Monday, April 30, 2012

U.N. Denounces Forced Sterilizations of Mentally Disabled Peruvians

Last year Peruvian authorities reopened an investigation into the alleged clandestine forced sterilizations of some 2000 women during the 1990s. Yet the practice of forced sterilizations in Peru apparently still continues though the victims are not exactly the same as those from two decades ago.

Earlier this month the U.N. expressed its “profound worry” against the Peruvian government for allowing the forced sterilizations of mentally disabled people. According to the U.N. Committee for the Rights of People With Disabilities, individuals sterilized under the program often do so “without free or informed consent.” Therefore, the U.N. urged Peruvian officials to immediately halt this program that is reportedly carried out as a “method of contraception” against individuals with psychiatric issues.

The committee also denounced substandard conditions in Peruvian psychiatric clinics such as the Larco Herrera Hospital in Lima. Patients at these clinics are forced to take medications and some people have been allegedly “institutionalized” in these centers for as long as ten years without receiving proper rehabilitative care according to the U.N.

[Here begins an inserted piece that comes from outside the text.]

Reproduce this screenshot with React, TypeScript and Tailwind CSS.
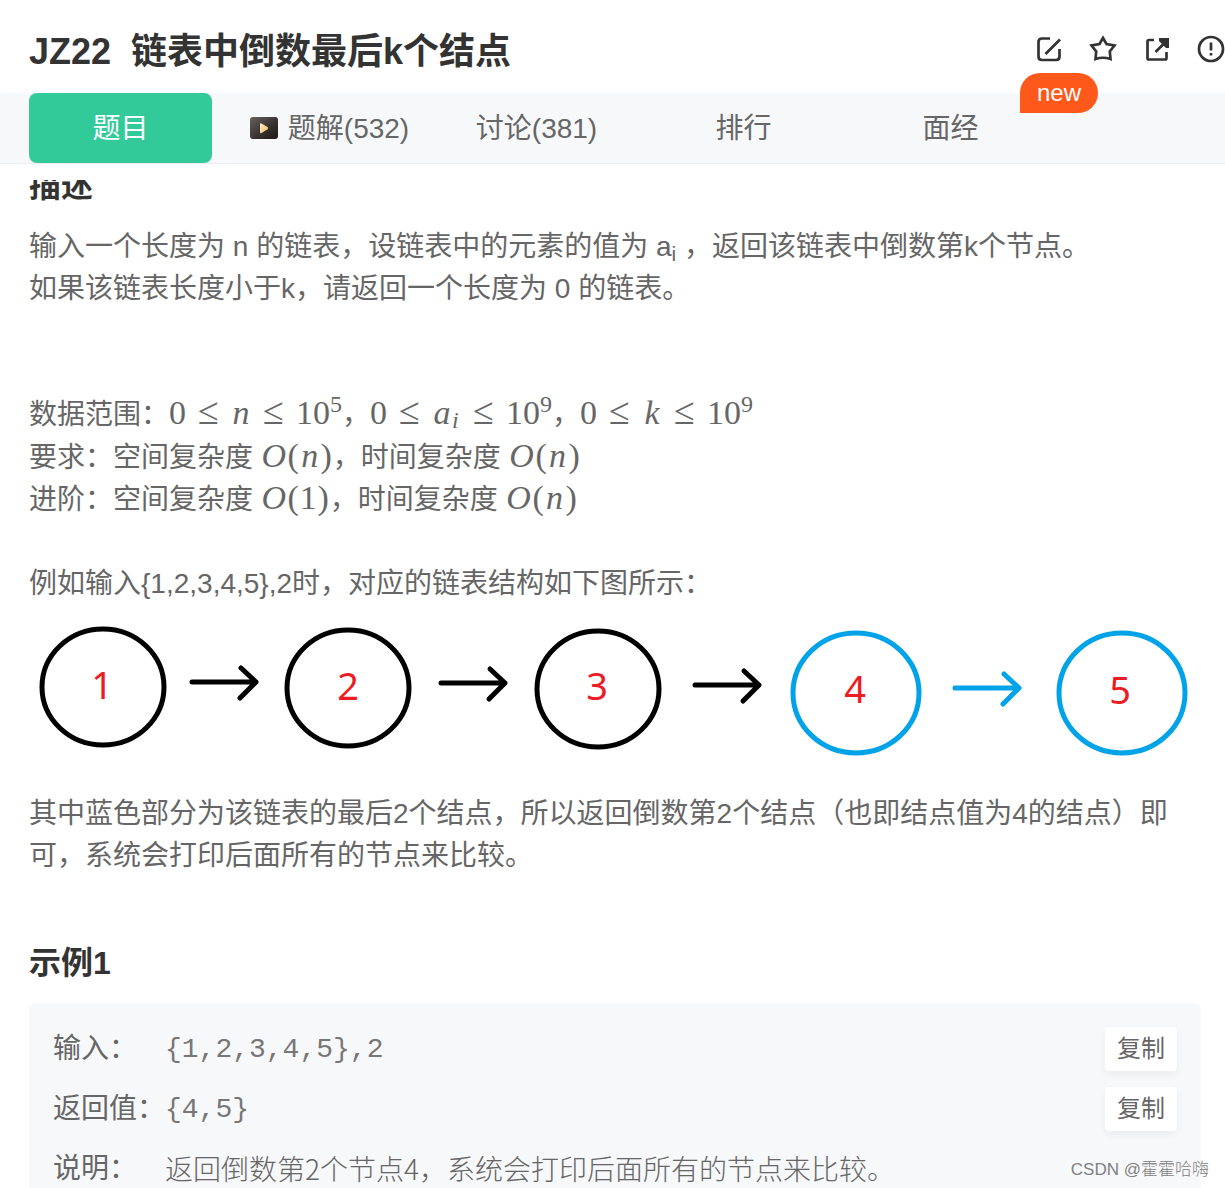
import type { ReactNode } from 'react'

const tabs = [
    { label: '题解(532)', video: true },
    { label: '讨论(381)' },
    { label: '排行' },
    { label: '面经', isNew: true },
]

const nodes = [
    { value: 1, cx: 74, cy: 82, rx: 61, ry: 58, tx: 73, ty: 94, color: '#000000' },
    { value: 2, cx: 319, cy: 83, rx: 61, ry: 58, tx: 319, ty: 95, color: '#000000' },
    { value: 3, cx: 569, cy: 84, rx: 61, ry: 58, tx: 568, ty: 95, color: '#000000' },
    { value: 4, cx: 827, cy: 88, rx: 63, ry: 60, tx: 826, ty: 98, color: '#00a2e8' },
    { value: 5, cx: 1093, cy: 88, rx: 63, ry: 60, tx: 1091, ty: 99, color: '#00a2e8' },
]

const arrows = [
    { x: 163, y: 77, color: '#000000' },
    { x: 412, y: 78, color: '#000000' },
    { x: 666, y: 80, color: '#000000' },
    { x: 926, y: 83, color: '#00a2e8' },
]

function IconButton({ label, children }: { label: string; children: ReactNode }) {
    return (
        <button type="button" aria-label={label} className="size-7 shrink-0 text-[#333333]">
            <svg viewBox="0 0 28 28" className="size-7" fill="none" stroke="currentColor" strokeWidth="2.7">
                {children}
            </svg>
        </button>
    )
}

function VideoIcon() {
    return (
        <svg viewBox="0 0 28 28" className="size-7 shrink-0" aria-hidden="true">
            <defs>
                <linearGradient id="video-bg" x1="0" y1="0" x2="1" y2="1">
                    <stop offset="0" stopColor="#666260" />
                    <stop offset="0.6" stopColor="#35302f" />
                    <stop offset="1" stopColor="#1c1817" />
                </linearGradient>
                <linearGradient id="video-play" x1="0" y1="0" x2="1" y2="1">
                    <stop offset="0" stopColor="#fff0c8" />
                    <stop offset="1" stopColor="#f5bd5e" />
                </linearGradient>
            </defs>
            <rect x="0" y="2" width="28" height="22" rx="3" fill="url(#video-bg)" />
            <path d="M10 9.500q0-1.800 1.500-1l6 3.500q1.500 1 0 2.200l-6 3.900q-1.500.7-1.500-1z" fill="url(#video-play)" />
        </svg>
    )
}

// Small helpers for inline formulas
function Rel() {
    return <span className="mx-2 inline-block w-[29px] text-center text-[38px] leading-none">≤</span>
}

function Var({ children }: { children: string }) {
    return <span className="inline-block w-5 text-center italic">{children}</span>
}

function Sup({ children }: { children: ReactNode }) {
    return <span className="relative -top-3 text-[24px] leading-none">{children}</span>
}

function MathText({ children }: { children: ReactNode }) {
    return (
        <span className="font-['Liberation_Serif','Noto_Sans_CJK_SC',serif] text-[34px] leading-none whitespace-nowrap">
            {children}
        </span>
    )
}

function BigO({ children }: { children: ReactNode }) {
    return (
        <MathText>
            <span className="inline-block w-[26px] text-center italic">O</span>
            <span className="inline-block w-[13px] text-center">(</span>
            {children}
            <span className="inline-block w-[13px] text-center">)</span>
        </MathText>
    )
}

function ListDiagram() {
    return (
        <svg viewBox="0 0 1172 188" className="block w-full" role="img" aria-label="1 → 2 → 3 → 4 → 5">
            {nodes.map(node => (
                <g key={node.value}>
                    <ellipse cx={node.cx} cy={node.cy} rx={node.rx} ry={node.ry} fill="none" stroke={node.color} strokeWidth="5" />
                    <text x={node.tx} y={node.ty} textAnchor="middle" fill="#ed1c24" className="font-['Noto_Sans',sans-serif] text-[38px]">
                        {node.value}
                    </text>
                </g>
            ))}
            {arrows.map(arrow => (
                <path
                    key={arrow.x}
                    d={`M${arrow.x} ${arrow.y}h64m-15 -14l15 14l-16 16`}
                    fill="none"
                    stroke={arrow.color}
                    strokeWidth="5"
                    strokeLinecap="round"
                    strokeLinejoin="round"
                />
            ))}
        </svg>
    )
}

function ExampleRow({ label, copy, children }: { label: string; copy?: boolean; children: ReactNode }) {
    return (
        <div className="flex h-11 items-center">
            <span className="w-28 shrink-0 whitespace-nowrap">{label}</span>
            <span className="flex-1 whitespace-nowrap">{children}</span>
            {copy && (
                <button type="button" className="h-11 w-[72px] rounded-sm bg-white text-[24px] leading-[44px] shadow-[0_4px_8px_rgba(0,0,0,0.05)]">
                    复制
                </button>
            )}
        </div>
    )
}

export default function App() {
    return (
        <div className="relative flex h-screen flex-col overflow-hidden bg-white font-['Liberation_Sans','Noto_Sans_CJK_SC',sans-serif] text-[28px] leading-[42px] text-[#666666]">
            <header className="flex h-[93px] shrink-0 items-center justify-between pt-[5px] pl-[29px]">
                <h1 className="pt-[5px] text-[36px] font-bold whitespace-pre text-[#333333]">JZ22  链表中倒数最后k个结点</h1>
                <div className="flex gap-[26px]">
                    <IconButton label="编辑">
                        <path d="M15 3.500H7Q3.500 3.500 3.500 7V21.500Q3.500 25 7 25H21Q24.500 25 24.500 21.500V14M10.500 19L25 4.500" />
                    </IconButton>
                    <IconButton label="收藏">
                        <path d="M14 3L17.500 9L25.500 10.500L20.800 16.500L21.500 24Q14 21.500 6.500 24L7.200 16.500L2.500 10.500L10.500 9Z" />
                    </IconButton>
                    <IconButton label="分享">
                        <path d="M11 5H6Q4.500 5 4.500 6.500V23Q4.500 24.500 6 24.500H22Q23.500 24.500 23.500 23V17M12.500 17L24 5.500" />
                        <path d="M16 3H26V13H23L16 6Z" fill="currentColor" stroke="none" />
                    </IconButton>
                    <IconButton label="反馈">
                        <circle cx="14" cy="14" r="12" />
                        <path d="M14 7.500V15.500M14 18V20.500" />
                    </IconButton>
                </div>
            </header>

            <nav className="flex h-[71px] shrink-0 border-b border-[#eceef1] bg-[#f7f8fa] pl-[29px]">
                <button type="button" className="w-[183px] shrink-0 rounded-lg bg-[#32ca99] pt-0.5 text-white">
                    题目
                </button>
                <div className="ml-[14px] flex">
                    {tabs.map(tab => (
                        <button key={tab.label} type="button" className="relative flex w-[207px] items-center justify-center gap-[10px] pt-0.5">
                            {tab.video && <VideoIcon />}
                            {tab.label}
                            {tab.isNew && (
                                <span className="absolute -top-5 left-[173px] h-10 w-[78px] rounded-[20px] rounded-bl-none bg-[#ff581b] text-center text-[24px] leading-10 text-white">
                                    new
                                </span>
                            )}
                        </button>
                    ))}
                </div>
            </nav>

            <main className="mt-4 min-h-0 flex-1 overflow-hidden pr-6 pl-[29px]">
                <h2 className="-mt-[18px] mb-4 text-[32px] leading-[48px] font-bold text-[#333333]">描述</h2>
                <p>
                    输入一个长度为 n 的链表，设链表中的元素的值为 a<sub className="text-[21px]">i</sub> ，返回该链表中倒数第k个节点。
                </p>
                <p>如果该链表长度小于k，请返回一个长度为 0 的链表。</p>
                <div className="mt-[82px]">
                    <p className="mb-px">
                        数据范围：
                        <MathText>
                            0<Rel /><Var>n</Var><Rel />10<Sup>5</Sup>
                        </MathText>
                        ，
                        <MathText>
                            0<Rel /><Var>a</Var>
                            <span className="relative top-1 inline-block w-[9px] text-[24px] leading-none italic">i</span>
                            <Rel />10<Sup>9</Sup>
                        </MathText>
                        ，
                        <MathText>
                            0<Rel /><Var>k</Var><Rel />10<Sup>9</Sup>
                        </MathText>
                    </p>
                    <p>
                        要求：空间复杂度 <BigO><Var>n</Var></BigO>，时间复杂度 <BigO><Var>n</Var></BigO>
                    </p>
                    <p>
                        进阶：空间复杂度 <BigO>1</BigO>，时间复杂度 <BigO><Var>n</Var></BigO>
                    </p>
                </div>
                <p className="mt-[42px]">{'例如输入{1,2,3,4,5},2时，对应的链表结构如下图所示：'}</p>
                <ListDiagram />
                <p>其中蓝色部分为该链表的最后2个结点，所以返回倒数第2个结点（也即结点值为4的结点）即可，系统会打印后面所有的节点来比较。</p>

                <h2 className="mt-[62px] mb-4 text-[32px] leading-[48px] font-bold text-[#333333]">示例1</h2>
                <section className="flex flex-col gap-4 rounded-lg bg-[#f7f8fa] p-6">
                    <ExampleRow label="输入：" copy>
                        <code className="font-['Liberation_Mono',monospace] text-[28px] text-[#777777]">{'{1,2,3,4,5},2'}</code>
                    </ExampleRow>
                    <ExampleRow label="返回值：" copy>
                        <code className="font-['Liberation_Mono',monospace] text-[28px] text-[#777777]">{'{4,5}'}</code>
                    </ExampleRow>
                    <ExampleRow label="说明：">
                        <span className="font-['Noto_Sans_CJK_SC',sans-serif] font-light">
                            返回倒数第2个节点4，系统会打印后面所有的节点来比较。
                        </span>
                    </ExampleRow>
                </section>
            </main>

            <span className="absolute right-4 bottom-1 font-['Liberation_Sans','Noto_Sans_CJK_SC',sans-serif] text-[17px] leading-7 font-light text-[#808080]">
                CSDN @霍霍哈嗨
            </span>
        </div>
    )
}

The below video via Peruvian TV looks at the patients at a psychiatric center in Iquitos as well as the lack of proper medical care for the mentally disabled:



Peru’s Ministry of Health denied the U.N.’s findings and claimed “forced sterilizations are not a medical practice carried out in the country’s psychiatric clinics.” The communiqué issued last week also alleged that the maligned Larco Herrera Hospital is undergoing “a needed refurbishment” and that those patients that have remained there for over a decade have received the proper medical care.

The U.N.’s findings also brought attention to an apparent absence of resources available to Peru’s disabled community such as a lack of rehabilitation clinics for 81% of the disabled. Furthermore, the U.N. claimed that there is not enough awareness to properly detect early signs of deafness in children and that a scan 1.4% of disabled individuals are covered by the state’s social programs.